Tak heran, di ruang maya kembali bergema suara yang dulu pernah disampaikan oleh Presiden Abdurrahman Wahid, Gus Dur. Kala itu, Gus Dur dengan berani mengambil langkah luar biasa membekukan MPR dan DPR, mengritik DPR sebagai "taman kanak-kanak." Sindiran itu, yang sempat jadi kontroversi, nyatanya sampai sekarang tetap selalu menohok dan cukup relevan. 


DPR yang seharusnya menjadi lembaga yang serius dan bertanggung jawab kini justru terlihat seperti taman bermain bagi para politisi yang sibuk dengan urusan kepopuleran dan kenyamanan pribadi. Warganet yang mengingat kembali momen tersebut bukan hanya berusaha mengkritik, tapi sekaligus menyuarakan kekecewaan mendalam atas realita politik yang semakin jauh dari ideal. Mereka berharap DPR bisa kembali mengemban tugas mulianya, bukan sibuk dengan gaji besar, tunjangan mewah, dan joget-joget yang jadi bahan tertawaan. 

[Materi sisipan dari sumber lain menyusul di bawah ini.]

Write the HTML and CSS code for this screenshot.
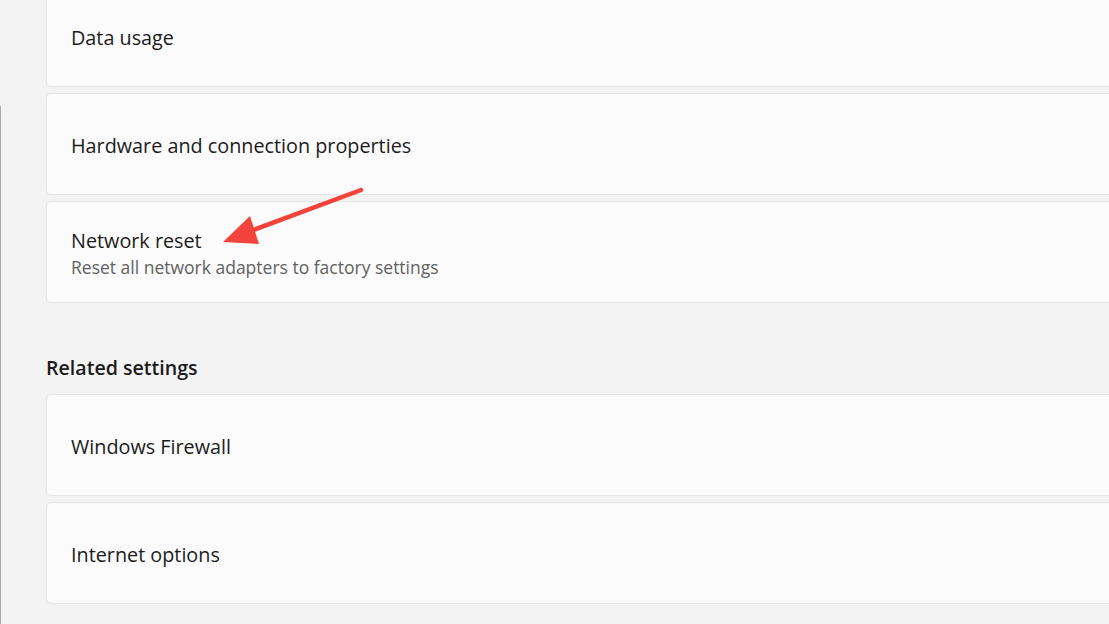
FILE: index.html
```html
<!DOCTYPE html>
<html>
	<head>
		<meta charset="UTF-8">
		<title>Network settings</title>
		<link rel="stylesheet" href="styles.css">
	</head>
	<body>
		<div class="edge"></div>
		<main class="content">
			<div class="card first">
				<div class="title">Data usage</div>
			</div>
			<div class="card">
				<div class="title">Hardware and connection properties</div>
			</div>
			<div class="card">
				<div class="title">Network reset</div>
				<div class="sub">Reset all network adapters to factory settings</div>
			</div>
			<h2 class="section">Related settings</h2>
			<div class="card">
				<div class="title">Windows Firewall</div>
			</div>
			<div class="card">
				<div class="title">Internet options</div>
			</div>
		</main>
		<svg class="arrow" width="1109" height="624" viewBox="0 0 1109 624">
			<line x1="361" y1="190" x2="248" y2="232" stroke="#f4433a" stroke-width="4.5" stroke-linecap="round"/>
			<polygon points="223,242 250,216 259,244" fill="#f4433a"/>
		</svg>
	</body>
</html>
```

FILE: styles.css
```css
html, body {
	margin: 0;
	height: 100%;
	overflow: hidden;
}
body {
	background: #f3f3f3;
	font-family: "Open Sans", "Noto Sans", sans-serif;
	color: #1b1b1b;
	position: relative;
}
.edge {
	position: absolute;
	left: 0;
	top: 106px;
	bottom: 0;
	width: 1px;
	background: #a9a9a9;
}
.content {
	padding-left: 46px;
	display: flex;
	flex-direction: column;
	gap: 6px;
}
.card {
	box-sizing: border-box;
	height: 102px;
	margin-right: -20px;
	padding: 3px 0 0 24px;
	background: #fbfbfb;
	border: 1px solid #e5e5e5;
	border-radius: 5px;
	display: flex;
	flex-direction: column;
	justify-content: center;
}
.card.first {
	margin-top: -15px;
}
.title {
	font-size: 19.8px;
	line-height: 26px;
}
.sub {
	font-size: 17.5px;
	line-height: 26px;
	color: #616161;
}
.section {
	margin: 45px 0 6px;
	font-size: 19.6px;
	line-height: 28px;
	font-weight: 600;
}
.arrow {
	position: absolute;
	left: 0;
	top: 0;
	pointer-events: none;
}
```
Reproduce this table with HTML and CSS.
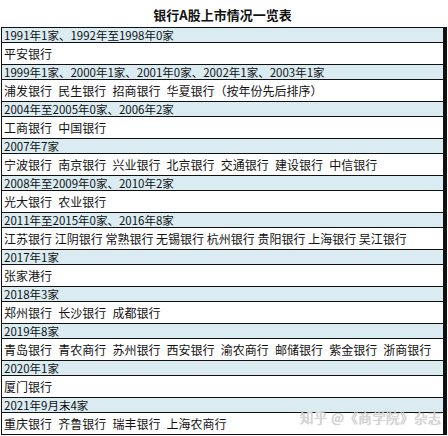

Pada akhirnya, DPR yang kita miliki hari ini tampaknya menjadi simbol politik yang amburadul: di mana kekuasaan dan popularitas menjadi target utama, bukan pengabdian serius. Sebuah panggung mahal yang menguras pajak rakyat, tapi hanya menyajikan drama dan sandiwara yang memalukan. Negeri Pancasila seakan menjadi panggung teater di mana para aktornya menikmati kemewahan tanpa beban, dan rakyat menjadi penonton yang kecewa dan terluka. 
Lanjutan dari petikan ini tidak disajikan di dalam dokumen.